Was Uber's termination of the driver's agreement lawful?

  1. The construction of a written contract is concerned with ascertaining what a reasonable person would have understood the parties to mean.  Consideration should ordinarily be given not only to the language of the document, but also the surrounding circumstances known to the parties, and the apparent purpose and object of the transaction:  see Toll (FGCT) Pty Ltd v Alpha Farm Pty Ltd [2004] HCA 52; (2004) 219 CLR 165. Mr Oze admitted agreeing to the terms and conditions of his contract with Uber on 23 May 2015 and agreeing to the amendment of the terms and conditions on 4 November 2015. He may have chosen not to read the terms and conditions prior to entering into the agreement, however as an intelligent, literate man with a background in journalism he was quite capable of reading and understanding the terms had he chosen to do so because they are written in plain English.

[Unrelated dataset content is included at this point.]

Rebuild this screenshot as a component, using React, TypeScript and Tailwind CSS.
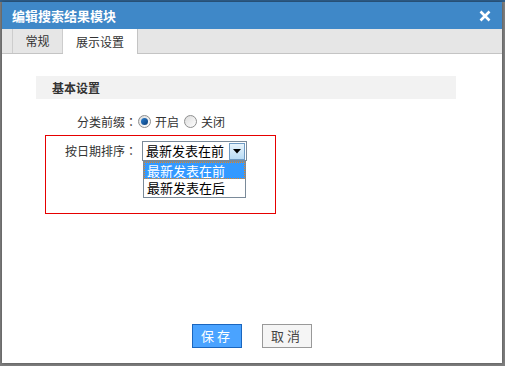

  2. Mr Oze had agreed that the company's provision of the driver application created a legal and direct business relationship between him and the defendant.  He retained the sole right to determine when and for how long he utilised the driver application or the Uber services (cl 2.4).

  3. Mr Oze completed the application process with Uber.  He understood that he had the choice whether to use the driver application.  Mr Oze was attracted to the Uber platform because it provided a level of flexibility.  He could make himself available to drive and remain in full-time employment if he chose to and he had the flexibility to make himself available for family activities on public holidays such as Australia Day if he chose not to log onto the application.  This enabled him to enjoy flexibility.

  4. Clause 2.4 also sets out that the defendant retained the right to, at its sole discretion, deactivate or otherwise restrict Mr Oze from accessing or using the driver application in the event of a violation of the agreement or of an act or omission that causes harm to the defendant or its affiliates' brand, reputation or business as determined by the company in its sole discretion.

  5. The defendant also retained the right to deactivate or otherwise restrict access to the driver's application for any reason at the sole and reasonable discretion of the company.

  6. Mr Oze asserted that the contract was capricious.  He made this remark in opening the plaintiff's case, however, at no time prior to trial did he plead that the defendant's conduct was unconscionable, misleading or deceptive.  Although I am not required to address issues that have not been pleaded, I note that Uber's conduct in carrying out the deactivation process was transparent and was reasonable.  Prior to 1 November 2015 Mr Oze had been advised of low ratings and, on one occasion, of a complaint by a user passenger.  On 1 November 2015 he was personally advised about the risk of driving long hours, a risk that could impact on his safety and the safety of his passengers and other road users.  Although it may not have been stated by Mr Collins at the time of the call, the possible repercussions of driving long hours when tired, such as being involved in an accident, would have impacted on Uber's brand and reputation.

  7. Mr Oze was the subject of a further complaint two weeks later in relation to the same concern, that is driving when tired, and it was the subsequent complaint that triggered suspension.  It was only after a review of Mr Oze's personal history recorded by Uber and assessment by Mr White that the final decision was made to deactivate Mr Oze's access to the telephone application.  Mr White had ruled out the possibility of concoction in relation to the complaints because of the variety of dates, the user passenger details, the language and the expressions used.  Once the determination was made, Mr Oze asked for confirmation of the reasons.  The defendant promptly complied with this request.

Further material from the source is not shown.